Dr Chesler, best-selling American author, feminist leader and a professor emerita of Psychology and Women's Studies at City University of New York, envisions an Indo-Israel alignment as part of a new global alliance in which other Asian nations, including China, will band together against jihadist fundamentalism. A recent article in The Times of Israel echoes the same view: "China and India offer Jerusalem vast trade opportunities without the political challenges it faces in parts of Europe."
Dr Chesler, the author of 16 books including the feminist classic Women and Madness (1972), has strong views on anti-Semitism and the demonisation of Israel. She views the approach of Narendra Modi towards Israel very positively.
"Both countries were 'born' in the late 1940s, both countries are modern democracies, and both countries are forced to deal with hostile populations and neighbours. Thus, both countries may have more in common with each other than either country may have with Arab and Muslim states, especially at a time when radically Islamist jihadism has arisen in our world. India's long-time membership in the non-aligned movement and its support for Palestine (which, to date, has always meant the destruction of Israel) has yielded India precious little, including no support for Kashmir," she told this author.
Positive relations between the two countries began in 1950 and full diplomatic relationships were established in 1992. Now, trade has more than doubled between the two countries and Israel has been assisting India in terms of agriculture, water-desalinisation, counter-terrorism, and defence. Israel Prime Minister Netanyahu has told PM Modi that "the sky is the limit" in terms of their potential partnership. Dr Chesler believes that Modi can and will take India-Israel relations to new heights. Note that, for the first time, India abstained from voting on a UN resolution that condemned Israel for possible war crimes in Gaza in June.
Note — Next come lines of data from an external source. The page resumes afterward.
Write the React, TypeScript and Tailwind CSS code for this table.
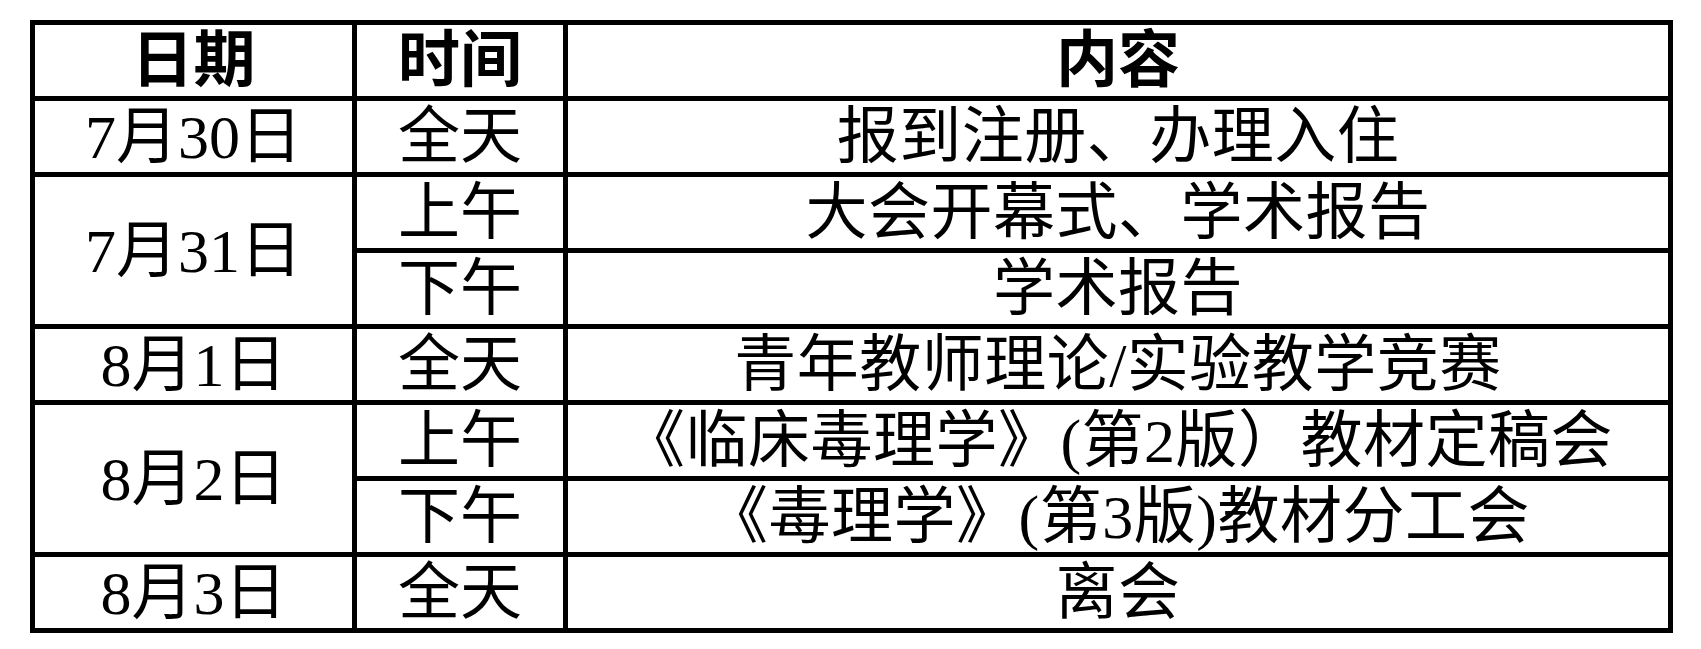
import { Fragment } from 'react';

const rows: { date?: string; span?: number; time: string; content: string }[] = [
  { date: '7月30日', time: '全天', content: '报到注册、办理入住' },
  { date: '7月31日', span: 2, time: '上午', content: '大会开幕式、学术报告' },
  { time: '下午', content: '学术报告' },
  { date: '8月1日', time: '全天', content: '青年教师理论/实验教学竞赛' },
  { date: '8月2日', span: 2, time: '上午', content: '《临床毒理学》(第2版）教材定稿会' },
  { time: '下午', content: '《毒理学》(第3版)教材分工会' },
  { date: '8月3日', time: '全天', content: '离会' },
];

const cell = 'bg-white flex items-center justify-center leading-none whitespace-nowrap';

export default function App() {
  return (
    <div
      className="w-[1701px] h-[649px] bg-white pt-[20px] pl-[30px] text-black text-[62px]"
      style={{ fontFamily: '"Liberation Serif", "Noto Sans CJK SC", serif' }}
    >
      <div className="grid w-fit grid-cols-[317px_206px_1100px] grid-rows-[repeat(8,71px)] gap-[5px] bg-black p-[5px]">
        <div className={`${cell} font-bold`}>日期</div>
        <div className={`${cell} font-bold`}>时间</div>
        <div className={`${cell} font-bold`}>内容</div>
        {rows.map((r, i) => (
          <Fragment key={i}>
            {r.date && (
              <div className={`${cell} ${r.span === 2 ? 'row-span-2' : ''}`}>
                {r.date}
              </div>
            )}
            <div className={cell}>{r.time}</div>
            <div className={`${cell} tracking-[0.5px]`}>{r.content}</div>
          </Fragment>
        ))}
      </div>
    </div>
  );
}
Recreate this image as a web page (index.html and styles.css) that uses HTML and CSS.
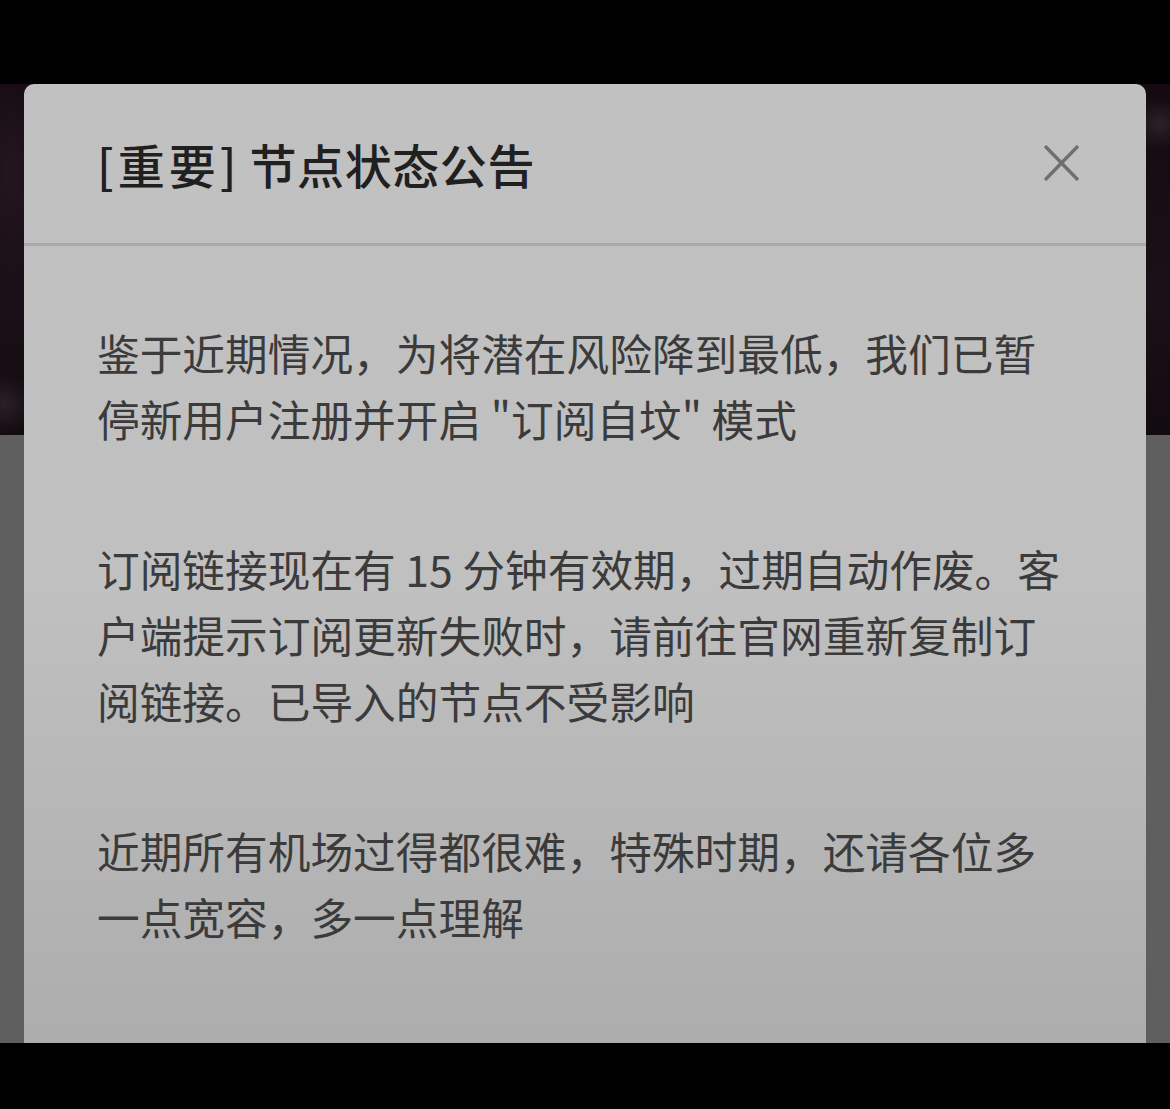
FILE: index.html
```html
<!DOCTYPE html>
<html lang="zh-CN">
<head>
  <meta charset="UTF-8" />
  <title>节点状态公告</title>
  <link rel="stylesheet" href="styles.css">
</head>
<body>

<div id="screen">
  <div class="banner"></div>
  <div class="page-bg"></div>

  <div class="dialog">
    <div class="dialog-header">
      <div class="dialog-title"><span class="tag">[重要]</span>节点状态公告</div>
      <svg class="close-btn" width="35" height="36" viewBox="0 0 35 36">
        <path d="M1 1 L34 35 M34 1 L1 35" stroke="#6f6f6f" stroke-width="3.4" fill="none" />
      </svg>
    </div>
    <div class="dialog-body">
      <p>鉴于近期情况，为将潜在风险降到最低，我们已暂停新用户注册并开启 "订阅自坟" 模式</p>
      <p>订阅链接现在有 15 分钟有效期，过期自动作废。客户端提示订阅更新失败时，请前往官网重新复制订阅链接。已导入的节点不受影响</p>
      <p>近期所有机场过得都很难，特殊时期，还请各位多一点宽容，多一点理解</p>
    </div>
  </div>
</div>

</body>
</html>
```

FILE: styles.css
```css
body {
  margin: 0;
  padding: 0;
  background: #000;
  font-family: "Noto Sans CJK SC", "Noto Sans", sans-serif;
}
#screen {
  position: relative;
  margin-top: 84px;
  height: 959px;
  overflow: hidden;
  background: #5f5f5f;
}
.banner {
  height: 351px;
  background:
    radial-gradient(ellipse 30px 26px at 1160px 40px, #2a2228, transparent),
    radial-gradient(ellipse 40px 120px at 10px 90px, #24161f, transparent),
    radial-gradient(ellipse 30px 30px at 4px 320px, #2a1f27, transparent),
    linear-gradient(to bottom, #140a10, #1b1017 60%, #120b10);
}
.page-bg {
  height: 608px;
  background: #5f5f5f;
}
.dialog {
  position: absolute;
  top: 0;
  left: 24px;
  width: 1122px;
  height: 1100px;
  border-radius: 10px 10px 0 0;
  background: linear-gradient(to bottom, #c1c1c1 0px, #c0c0c0 500px, #adadad 959px);
}
.dialog-header {
  height: 159px;
  display: flex;
  align-items: center;
  justify-content: space-between;
  padding: 0 67px 0 73px;
  border-bottom: 3px solid #a9a9a9;
}
.dialog-title {
  font-size: 47px;
  font-weight: 500;
  color: #202020;
  letter-spacing: 0.6px;
}
.dialog-title .tag {
  letter-spacing: 4px;
  margin-right: 9px;
}
.close-btn {
  display: block;
  margin-top: -2px;
}
.dialog-body {
  padding: 73px 73px 0 73px;
}
.dialog-body p {
  margin: 0 0 84px 0;
  font-size: 42.7px;
  line-height: 66px;
  color: #3b3b3b;
}
```
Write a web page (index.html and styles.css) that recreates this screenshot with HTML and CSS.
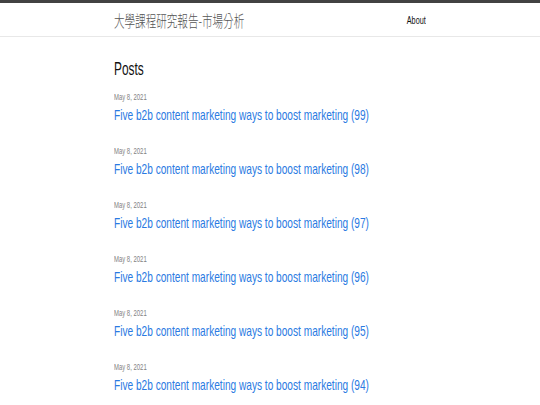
FILE: index.html
```html
<!DOCTYPE html>
<html lang="zh-Hant">
<head>
  <meta charset="UTF-8">
  <meta name="viewport" content="width=device-width, initial-scale=1.0">
  <title>大學課程研究報告-市場分析</title>
  <link rel="stylesheet" href="styles.css">
</head>
<body>

  <!-- Site Header -->
  <header class="site-header">
    <div class="wrapper header-row">
      <a class="site-title squeeze" href="#">大學課程研究報告-市場分析</a>
      <nav class="site-nav">
        <a class="page-link squeeze squeeze-right" href="#">About</a>
      </nav>
    </div>
  </header>

  <!-- Post List -->
  <main class="wrapper page-content">
    <h2 class="post-list-heading"><span class="squeeze">Posts</span></h2>
    <ul class="post-list">
      <li>
        <span class="post-meta"><span class="squeeze">May 8, 2021</span></span>
        <h3><a class="post-link squeeze" href="#">Five b2b content marketing ways to boost marketing (99)</a></h3>
      </li>
      <li>
        <span class="post-meta"><span class="squeeze">May 8, 2021</span></span>
        <h3><a class="post-link squeeze" href="#">Five b2b content marketing ways to boost marketing (98)</a></h3>
      </li>
      <li>
        <span class="post-meta"><span class="squeeze">May 8, 2021</span></span>
        <h3><a class="post-link squeeze" href="#">Five b2b content marketing ways to boost marketing (97)</a></h3>
      </li>
      <li>
        <span class="post-meta"><span class="squeeze">May 8, 2021</span></span>
        <h3><a class="post-link squeeze" href="#">Five b2b content marketing ways to boost marketing (96)</a></h3>
      </li>
      <li>
        <span class="post-meta"><span class="squeeze">May 8, 2021</span></span>
        <h3><a class="post-link squeeze" href="#">Five b2b content marketing ways to boost marketing (95)</a></h3>
      </li>
      <li>
        <span class="post-meta"><span class="squeeze">May 8, 2021</span></span>
        <h3><a class="post-link squeeze" href="#">Five b2b content marketing ways to boost marketing (94)</a></h3>
      </li>
    </ul>
  </main>

</body>
</html>
```

FILE: styles.css
```css
/* Base */
html, body {
  margin: 0;
  padding: 0;
  overflow: hidden;
  background: #fff;
}

body {
  font-family: "Liberation Sans", Arial, "Noto Sans CJK TC", sans-serif;
  color: #111;
}

/* Text in the screenshot is horizontally condensed */
.squeeze {
  display: inline-block;
  white-space: nowrap;
  transform: scaleX(0.66);
  transform-origin: left center;
}

.squeeze-right {
  transform-origin: right center;
}

.wrapper {
  width: 312px;
  margin: 0 auto;
}

a {
  text-decoration: none;
}

/* Header */
.site-header {
  border-top: 3px solid #424242;
  border-bottom: 1px solid #e8e8e8;
  height: 33px;
}

.header-row {
  height: 33px;
  display: flex;
  justify-content: space-between;
  align-items: center;
}

.site-title {
  font-family: "Noto Sans CJK TC", "Liberation Sans", sans-serif;
  font-size: 16px;
  font-weight: 300;
  color: #555;
  margin-right: -80px;
}

.site-nav {
  display: flex;
  justify-content: flex-end;
}

.page-link {
  font-size: 11px;
  color: #111;
}

/* Posts */
.page-content {
  padding-top: 21px;
}

.post-list-heading {
  margin: 0 0 11px;
  font-size: 18px;
  line-height: 22px;
  font-weight: normal;
  color: #111;
}

.post-list {
  list-style: none;
  margin: 0;
  padding: 0;
}

.post-list li {
  margin-bottom: 20px;
}

.post-meta {
  display: block;
  font-size: 9px;
  line-height: 12px;
  color: #828282;
  margin-bottom: 2px;
}

.post-list h3 {
  margin: 0;
  font-size: 15.35px;
  line-height: 20px;
  font-weight: normal;
}

.post-link {
  color: #2a7ae2;
}
```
Indian President Pranab Mukherjee's visit to Israel in October furthered the relations between the two countries, and in November, Netanyahu announced that he would be visiting India soon. Though dates have not been finalised yet, Modi made it clear he'd soon visit Israel, making him the first Indian PM to do so. "PM Modi's promise to visit Israel very soon is long overdue -- and just on time," Dr Chesler said.
From internal security and defence to agriculture and entrepreneurship, we can benefit a lot from the start-up nation. India appears to have finally read the writing on the wall, and realised that Israel has some excellent credentials that can help the country shape its vision for comprehensive development.